+++ THE DATA

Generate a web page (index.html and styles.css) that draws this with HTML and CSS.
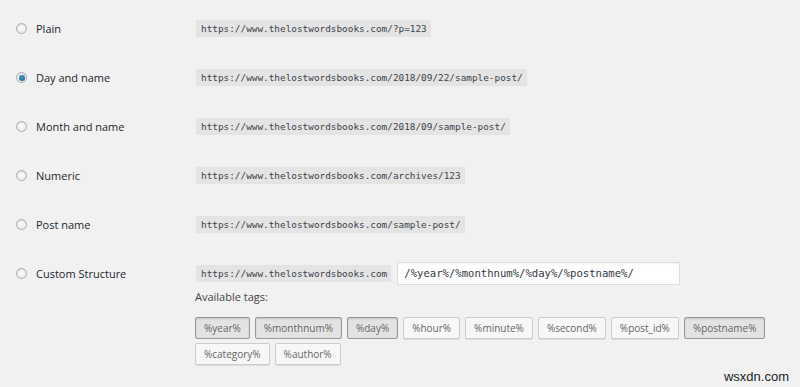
FILE: index.html
```html
<!DOCTYPE html>
<html lang="en">
<head>
<meta charset="utf-8">
<title>Permalink Settings</title>
<link rel="stylesheet" href="styles.css">
</head>
<body>
<div class="permalinks">
  <div class="row">
    <label class="choice"><span class="radio"></span><span class="label">Plain</span></label>
    <code class="url">https://www.thelostwordsbooks.com/?p=123</code>
  </div>
  <div class="row">
    <label class="choice"><span class="radio checked"></span><span class="label">Day and name</span></label>
    <code class="url">https://www.thelostwordsbooks.com/2018/09/22/sample-post/</code>
  </div>
  <div class="row">
    <label class="choice"><span class="radio"></span><span class="label">Month and name</span></label>
    <code class="url">https://www.thelostwordsbooks.com/2018/09/sample-post/</code>
  </div>
  <div class="row">
    <label class="choice"><span class="radio"></span><span class="label">Numeric</span></label>
    <code class="url">https://www.thelostwordsbooks.com/archives/123</code>
  </div>
  <div class="row">
    <label class="choice"><span class="radio"></span><span class="label">Post name</span></label>
    <code class="url">https://www.thelostwordsbooks.com/sample-post/</code>
  </div>
  <div class="row custom">
    <label class="choice custom-choice"><span class="radio"></span><span class="label">Custom Structure</span></label>
    <div class="custom-body">
      <div class="custom-line">
        <code class="url">https://www.thelostwordsbooks.com</code>
        <div class="structure">/%year%/%monthnum%/%day%/%postname%/</div>
      </div>
      <div class="avail">Available tags:</div>
      <ul class="tags">
        <li class="tag active">%year%</li>
        <li class="tag active">%monthnum%</li>
        <li class="tag active">%day%</li>
        <li class="tag">%hour%</li>
        <li class="tag">%minute%</li>
        <li class="tag">%second%</li>
        <li class="tag">%post_id%</li>
        <li class="tag active">%postname%</li>
        <li class="tag">%category%</li>
        <li class="tag">%author%</li>
      </ul>
    </div>
  </div>
</div>
<div class="watermark">wsxdn.com</div>
</body>
</html>
```

FILE: styles.css
```css
html, body {
  margin: 0;
  padding: 0;
}
body {
  background: #f1f1f1;
  width: 800px;
  height: 387px;
  overflow: hidden;
  position: relative;
  font-family: "Open Sans", "Noto Sans", sans-serif;
  color: #23282d;
}
.permalinks {
  padding-top: 4px;
}
.row {
  display: flex;
  align-items: center;
  height: 49px;
}
.choice {
  display: flex;
  align-items: center;
  width: 195px;
  flex: none;
}
.radio {
  width: 9px;
  height: 9px;
  margin-left: 16px;
  margin-right: 9px;
  border: 1px solid #a9adb1;
  border-radius: 50%;
  background: radial-gradient(circle at 50% 40%, #fbfbfb 0, #e6e6e6 100%);
  box-shadow: inset 0 1px 1px rgba(0,0,0,.1);
  display: flex;
  align-items: center;
  justify-content: center;
  box-sizing: content-box;
}
.radio.checked::after {
  content: "";
  width: 6px;
  height: 6px;
  border-radius: 50%;
  background: radial-gradient(circle at 45% 40%, #3d9bc9 0, #1a5f86 90%);
}
.label {
  font-size: 11px;
  line-height: 16px;
  color: #23282d;
}
.url {
  display: inline-block;
  font-family: "DejaVu Sans Mono", "Liberation Mono", monospace;
  font-size: 9.4px;
  line-height: 17px;
  height: 17px;
  padding: 0 4px 0 5px;
  margin-left: 1px;
  background: #e4e4e4;
  color: #3c434a;
}
.row.custom {
  align-items: flex-start;
  height: auto;
  padding-top: 13px;
}
.custom-choice {
  height: 23px;
}
.custom-line {
  display: flex;
  align-items: center;
  height: 23px;
}
.structure {
  margin-left: 6px;
  width: 269px;
  height: 21px;
  border: 1px solid #ddd;
  background: #fff;
  box-shadow: inset 0 1px 2px rgba(0,0,0,.05);
  font-family: "DejaVu Sans Mono", "Liberation Mono", monospace;
  font-size: 10.6px;
  line-height: 21px;
  padding: 0 6px;
  color: #32373c;
}
.avail {
  font-size: 11px;
  line-height: 16px;
  margin-top: 4px;
  color: #444;
}
.tags {
  list-style: none;
  margin: 12px 0 0;
  padding: 0;
  display: flex;
  flex-wrap: wrap;
  gap: 4px 5px;
  width: 600px;
}
.tag {
  height: 20px;
  line-height: 20px;
  padding: 0 8px;
  font-size: 10px;
  color: #666;
  background: #f7f7f7;
  border: 1px solid #ccc;
  border-radius: 2px;
  box-shadow: 0 1px 0 #ddd;
}
.tag.active {
  background: #e3e3e3;
  border-color: #999;
  box-shadow: inset 0 1px 2px rgba(0,0,0,.15);
}
.watermark {
  position: absolute;
  right: 11px;
  bottom: 3px;
  font-family: "Liberation Sans", Arial, sans-serif;
  font-size: 13px;
  color: #222;
}
```
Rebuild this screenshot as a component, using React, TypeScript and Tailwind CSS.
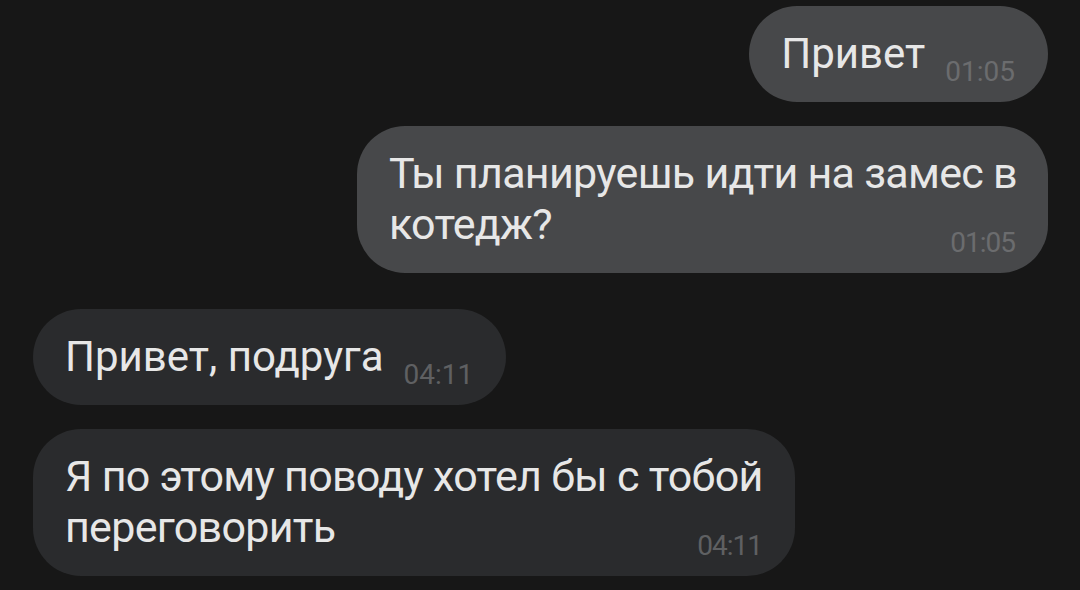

++++++

AIM OF THE TASK => Could you repeat all of the material exactly? Pictures should not be copied.

FINISHED TASK =>
Generate a web page (index.html and styles.css) that draws this with HTML and CSS.
FILE: index.html
```html
<!DOCTYPE html>
<html lang="en">
<head>
<meta charset="utf-8">
<title>Permalink Settings</title>
<link rel="stylesheet" href="styles.css">
</head>
<body>
<div class="permalinks">
  <div class="row">
    <label class="choice"><span class="radio"></span><span class="label">Plain</span></label>
    <code class="url">https://www.thelostwordsbooks.com/?p=123</code>
  </div>
  <div class="row">
    <label class="choice"><span class="radio checked"></span><span class="label">Day and name</span></label>
    <code class="url">https://www.thelostwordsbooks.com/2018/09/22/sample-post/</code>
  </div>
  <div class="row">
    <label class="choice"><span class="radio"></span><span class="label">Month and name</span></label>
    <code class="url">https://www.thelostwordsbooks.com/2018/09/sample-post/</code>
  </div>
  <div class="row">
    <label class="choice"><span class="radio"></span><span class="label">Numeric</span></label>
    <code class="url">https://www.thelostwordsbooks.com/archives/123</code>
  </div>
  <div class="row">
    <label class="choice"><span class="radio"></span><span class="label">Post name</span></label>
    <code class="url">https://www.thelostwordsbooks.com/sample-post/</code>
  </div>
  <div class="row custom">
    <label class="choice custom-choice"><span class="radio"></span><span class="label">Custom Structure</span></label>
    <div class="custom-body">
      <div class="custom-line">
        <code class="url">https://www.thelostwordsbooks.com</code>
        <div class="structure">/%year%/%monthnum%/%day%/%postname%/</div>
      </div>
      <div class="avail">Available tags:</div>
      <ul class="tags">
        <li class="tag active">%year%</li>
        <li class="tag active">%monthnum%</li>
        <li class="tag active">%day%</li>
        <li class="tag">%hour%</li>
        <li class="tag">%minute%</li>
        <li class="tag">%second%</li>
        <li class="tag">%post_id%</li>
        <li class="tag active">%postname%</li>
        <li class="tag">%category%</li>
        <li class="tag">%author%</li>
      </ul>
    </div>
  </div>
</div>
<div class="watermark">wsxdn.com</div>
</body>
</html>
```

FILE: styles.css
```css
html, body {
  margin: 0;
  padding: 0;
}
body {
  background: #f1f1f1;
  width: 800px;
  height: 387px;
  overflow: hidden;
  position: relative;
  font-family: "Open Sans", "Noto Sans", sans-serif;
  color: #23282d;
}
.permalinks {
  padding-top: 4px;
}
.row {
  display: flex;
  align-items: center;
  height: 49px;
}
.choice {
  display: flex;
  align-items: center;
  width: 195px;
  flex: none;
}
.radio {
  width: 9px;
  height: 9px;
  margin-left: 16px;
  margin-right: 9px;
  border: 1px solid #a9adb1;
  border-radius: 50%;
  background: radial-gradient(circle at 50% 40%, #fbfbfb 0, #e6e6e6 100%);
  box-shadow: inset 0 1px 1px rgba(0,0,0,.1);
  display: flex;
  align-items: center;
  justify-content: center;
  box-sizing: content-box;
}
.radio.checked::after {
  content: "";
  width: 6px;
  height: 6px;
  border-radius: 50%;
  background: radial-gradient(circle at 45% 40%, #3d9bc9 0, #1a5f86 90%);
}
.label {
  font-size: 11px;
  line-height: 16px;
  color: #23282d;
}
.url {
  display: inline-block;
  font-family: "DejaVu Sans Mono", "Liberation Mono", monospace;
  font-size: 9.4px;
  line-height: 17px;
  height: 17px;
  padding: 0 4px 0 5px;
  margin-left: 1px;
  background: #e4e4e4;
  color: #3c434a;
}
.row.custom {
  align-items: flex-start;
  height: auto;
  padding-top: 13px;
}
.custom-choice {
  height: 23px;
}
.custom-line {
  display: flex;
  align-items: center;
  height: 23px;
}
.structure {
  margin-left: 6px;
  width: 269px;
  height: 21px;
  border: 1px solid #ddd;
  background: #fff;
  box-shadow: inset 0 1px 2px rgba(0,0,0,.05);
  font-family: "DejaVu Sans Mono", "Liberation Mono", monospace;
  font-size: 10.6px;
  line-height: 21px;
  padding: 0 6px;
  color: #32373c;
}
.avail {
  font-size: 11px;
  line-height: 16px;
  margin-top: 4px;
  color: #444;
}
.tags {
  list-style: none;
  margin: 12px 0 0;
  padding: 0;
  display: flex;
  flex-wrap: wrap;
  gap: 4px 5px;
  width: 600px;
}
.tag {
  height: 20px;
  line-height: 20px;
  padding: 0 8px;
  font-size: 10px;
  color: #666;
  background: #f7f7f7;
  border: 1px solid #ccc;
  border-radius: 2px;
  box-shadow: 0 1px 0 #ddd;
}
.tag.active {
  background: #e3e3e3;
  border-color: #999;
  box-shadow: inset 0 1px 2px rgba(0,0,0,.15);
}
.watermark {
  position: absolute;
  right: 11px;
  bottom: 3px;
  font-family: "Liberation Sans", Arial, sans-serif;
  font-size: 13px;
  color: #222;
}
```
Rebuild this screenshot as a component, using React, TypeScript and Tailwind CSS.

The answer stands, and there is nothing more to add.